Plutôt que de rester confinés à l’intérieur des appareils politiques, il est crucial que ces débats soient posés sur la place publique et soumis à la discussion la plus large possible. Évidemment, la France insoumise a une réponse toute prête pour éviter que ces débats la déchirent de manière irrémédiable : au fond, du moment que les plans A et B sont préparés, il n’est pas indispensable de se déterminer à l’avance pour savoir lequel sera réellement mis en œuvre ; nous verrons bien une fois au pouvoir et, en cas de doute, le peuple sera consulté par référendum pour trancher démocratiquement.

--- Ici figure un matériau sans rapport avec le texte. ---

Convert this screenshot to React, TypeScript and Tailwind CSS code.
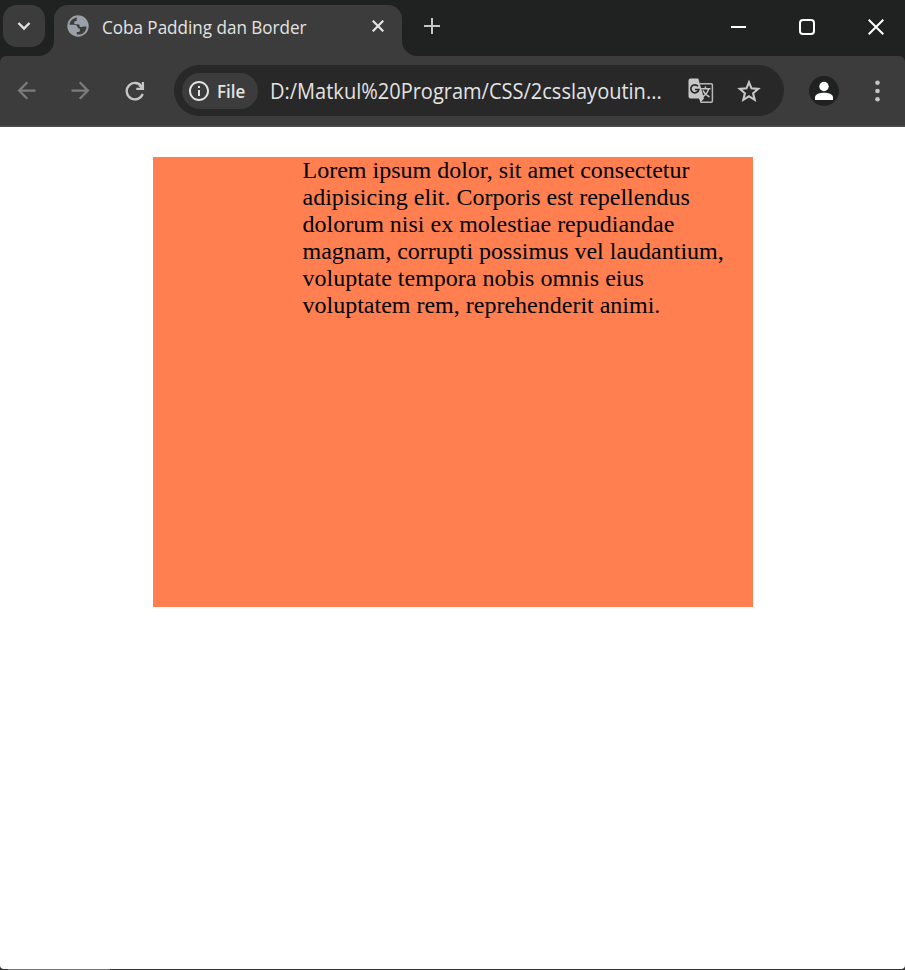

Mais une question encore plus profonde demeure : même en dehors du cadre de l’UE, voulons-nous réellement d’une autre structure institutionnelle à l’échelle européenne ? Beaucoup, y compris chez les partisans les plus fervents du plan B, ont tendance à considérer la menace d’un « repli national » comme un repoussoir absolu pour les militants progressistes. Pourtant, si l’on veut bien aborder la question sans caricature, on peut se demander en quoi l’échelon continental européen serait fondamentalement meilleur que celui d’un pays donné ? Et si nous voulons nouer des alliances internationales, en quoi devrions-nous privilégier les pays européens par rapport à ceux du bassin méditerranéen, par exemple? L’essentiel n’est-il pas d’appliquer une politique de progrès humain à tout échelon où les gens l’auront décidé ?

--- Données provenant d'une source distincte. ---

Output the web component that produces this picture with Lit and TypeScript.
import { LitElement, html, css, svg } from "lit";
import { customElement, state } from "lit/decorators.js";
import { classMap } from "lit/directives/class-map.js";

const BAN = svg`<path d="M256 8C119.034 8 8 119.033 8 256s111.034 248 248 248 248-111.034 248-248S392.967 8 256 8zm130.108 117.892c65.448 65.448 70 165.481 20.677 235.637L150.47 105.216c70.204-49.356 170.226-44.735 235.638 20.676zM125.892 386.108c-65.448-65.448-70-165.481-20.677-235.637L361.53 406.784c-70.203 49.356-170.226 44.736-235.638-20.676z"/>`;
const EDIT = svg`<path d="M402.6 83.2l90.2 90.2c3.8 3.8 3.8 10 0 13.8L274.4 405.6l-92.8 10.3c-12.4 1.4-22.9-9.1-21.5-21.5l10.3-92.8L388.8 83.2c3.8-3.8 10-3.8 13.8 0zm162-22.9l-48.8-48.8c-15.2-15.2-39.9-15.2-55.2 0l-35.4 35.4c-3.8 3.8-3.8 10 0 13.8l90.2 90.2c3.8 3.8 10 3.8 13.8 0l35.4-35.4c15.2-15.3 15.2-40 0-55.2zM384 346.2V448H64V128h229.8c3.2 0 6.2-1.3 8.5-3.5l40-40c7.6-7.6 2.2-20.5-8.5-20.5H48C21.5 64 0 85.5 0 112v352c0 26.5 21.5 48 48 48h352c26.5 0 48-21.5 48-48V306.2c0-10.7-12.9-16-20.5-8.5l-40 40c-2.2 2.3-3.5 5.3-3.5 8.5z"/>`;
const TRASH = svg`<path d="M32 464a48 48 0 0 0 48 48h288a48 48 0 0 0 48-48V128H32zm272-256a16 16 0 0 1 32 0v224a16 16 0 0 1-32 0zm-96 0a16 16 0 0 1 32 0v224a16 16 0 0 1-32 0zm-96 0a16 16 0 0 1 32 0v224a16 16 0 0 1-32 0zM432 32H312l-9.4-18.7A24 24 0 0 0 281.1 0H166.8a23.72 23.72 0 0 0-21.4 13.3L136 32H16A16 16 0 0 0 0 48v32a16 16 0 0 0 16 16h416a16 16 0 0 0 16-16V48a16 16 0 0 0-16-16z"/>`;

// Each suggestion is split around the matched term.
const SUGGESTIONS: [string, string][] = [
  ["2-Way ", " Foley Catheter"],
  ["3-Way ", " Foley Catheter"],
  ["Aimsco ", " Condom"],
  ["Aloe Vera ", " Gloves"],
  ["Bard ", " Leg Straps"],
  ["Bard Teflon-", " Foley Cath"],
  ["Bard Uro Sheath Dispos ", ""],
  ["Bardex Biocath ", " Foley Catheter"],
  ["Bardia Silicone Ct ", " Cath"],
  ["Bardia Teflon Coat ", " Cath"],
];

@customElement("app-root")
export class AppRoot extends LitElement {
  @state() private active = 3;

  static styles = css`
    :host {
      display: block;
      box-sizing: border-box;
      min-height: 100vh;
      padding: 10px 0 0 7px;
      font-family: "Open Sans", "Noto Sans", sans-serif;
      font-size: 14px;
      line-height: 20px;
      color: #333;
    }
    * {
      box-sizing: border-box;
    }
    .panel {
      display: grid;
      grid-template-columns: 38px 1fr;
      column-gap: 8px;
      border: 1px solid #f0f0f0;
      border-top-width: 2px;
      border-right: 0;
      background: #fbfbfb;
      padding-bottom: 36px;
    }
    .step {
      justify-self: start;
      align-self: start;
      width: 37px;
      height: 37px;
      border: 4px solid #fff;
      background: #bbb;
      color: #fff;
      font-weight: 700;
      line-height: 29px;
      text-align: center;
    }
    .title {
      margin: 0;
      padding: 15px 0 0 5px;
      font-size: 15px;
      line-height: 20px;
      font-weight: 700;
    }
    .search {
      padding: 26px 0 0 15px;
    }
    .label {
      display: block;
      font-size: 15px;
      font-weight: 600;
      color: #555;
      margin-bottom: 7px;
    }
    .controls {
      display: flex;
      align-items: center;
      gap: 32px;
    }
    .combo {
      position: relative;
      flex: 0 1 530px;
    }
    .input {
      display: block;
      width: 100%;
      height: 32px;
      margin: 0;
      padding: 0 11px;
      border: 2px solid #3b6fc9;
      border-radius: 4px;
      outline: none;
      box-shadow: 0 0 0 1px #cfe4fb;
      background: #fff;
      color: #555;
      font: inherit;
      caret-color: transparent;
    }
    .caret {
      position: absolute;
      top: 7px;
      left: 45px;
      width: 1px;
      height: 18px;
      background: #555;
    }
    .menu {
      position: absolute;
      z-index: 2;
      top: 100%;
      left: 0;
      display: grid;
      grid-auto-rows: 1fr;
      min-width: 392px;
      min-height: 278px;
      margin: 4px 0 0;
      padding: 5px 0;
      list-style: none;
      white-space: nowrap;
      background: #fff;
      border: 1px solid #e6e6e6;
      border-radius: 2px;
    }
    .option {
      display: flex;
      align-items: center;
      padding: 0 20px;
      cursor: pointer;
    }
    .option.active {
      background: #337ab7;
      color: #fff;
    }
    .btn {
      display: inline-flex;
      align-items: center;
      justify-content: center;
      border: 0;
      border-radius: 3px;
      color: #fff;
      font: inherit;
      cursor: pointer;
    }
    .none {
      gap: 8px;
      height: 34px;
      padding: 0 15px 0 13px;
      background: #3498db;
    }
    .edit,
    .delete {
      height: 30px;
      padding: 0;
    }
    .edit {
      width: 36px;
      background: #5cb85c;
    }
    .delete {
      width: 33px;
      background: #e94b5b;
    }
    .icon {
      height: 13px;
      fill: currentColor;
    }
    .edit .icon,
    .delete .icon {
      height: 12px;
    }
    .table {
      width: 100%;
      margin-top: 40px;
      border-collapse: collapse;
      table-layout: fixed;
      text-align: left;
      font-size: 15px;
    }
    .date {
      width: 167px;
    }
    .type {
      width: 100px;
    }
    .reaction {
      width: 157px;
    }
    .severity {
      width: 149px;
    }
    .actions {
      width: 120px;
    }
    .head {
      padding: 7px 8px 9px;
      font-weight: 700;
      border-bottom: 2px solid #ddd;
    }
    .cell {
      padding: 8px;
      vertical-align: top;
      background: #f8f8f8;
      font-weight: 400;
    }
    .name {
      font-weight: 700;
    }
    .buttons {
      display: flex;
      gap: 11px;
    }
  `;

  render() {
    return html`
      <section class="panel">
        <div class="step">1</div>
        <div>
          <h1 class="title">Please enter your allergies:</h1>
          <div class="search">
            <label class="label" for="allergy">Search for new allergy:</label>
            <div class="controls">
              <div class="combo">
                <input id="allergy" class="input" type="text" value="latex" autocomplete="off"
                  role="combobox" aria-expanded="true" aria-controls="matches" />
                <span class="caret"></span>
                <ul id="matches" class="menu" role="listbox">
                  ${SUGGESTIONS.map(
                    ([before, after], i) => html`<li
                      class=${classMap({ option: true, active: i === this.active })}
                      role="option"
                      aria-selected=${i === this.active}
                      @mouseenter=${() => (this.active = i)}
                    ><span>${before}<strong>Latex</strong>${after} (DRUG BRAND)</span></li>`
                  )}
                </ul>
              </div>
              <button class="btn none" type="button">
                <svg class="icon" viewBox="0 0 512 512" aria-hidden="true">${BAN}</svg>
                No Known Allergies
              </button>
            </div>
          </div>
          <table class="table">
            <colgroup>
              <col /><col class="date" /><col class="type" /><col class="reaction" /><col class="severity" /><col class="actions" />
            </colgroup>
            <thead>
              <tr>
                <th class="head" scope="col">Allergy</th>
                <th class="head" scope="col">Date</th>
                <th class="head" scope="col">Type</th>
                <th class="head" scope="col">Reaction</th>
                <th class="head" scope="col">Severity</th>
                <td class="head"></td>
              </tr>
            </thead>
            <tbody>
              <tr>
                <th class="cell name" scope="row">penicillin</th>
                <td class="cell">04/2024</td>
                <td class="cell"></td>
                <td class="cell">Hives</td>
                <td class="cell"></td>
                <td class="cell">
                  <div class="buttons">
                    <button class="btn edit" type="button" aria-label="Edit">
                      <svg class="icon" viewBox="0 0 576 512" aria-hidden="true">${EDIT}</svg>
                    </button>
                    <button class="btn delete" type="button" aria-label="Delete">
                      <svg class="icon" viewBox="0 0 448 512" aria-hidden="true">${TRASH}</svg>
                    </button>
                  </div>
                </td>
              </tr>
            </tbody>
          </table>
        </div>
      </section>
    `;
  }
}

Et il est fort possible que les autres peuples ne souhaitent pas une nouvelle structure supra-nationale proposée par un gouvernement français quel qu’il soit, voire qu’ils la considèrent comme une forme d’ingérence dans leurs affaires intérieures. C’est donc bien par internationalisme qu’il faut savoir rester humbles dans nos ambitions, et accepter le cas où la seule chose qui nous soit demandé par les autres peuples ne soit pas que la France prenne la tête d’une « autre Europe sociale et écologique » mais simplement de les laisser vivre en paix, et de coopérer dans le respect de nos souverainetés respectives.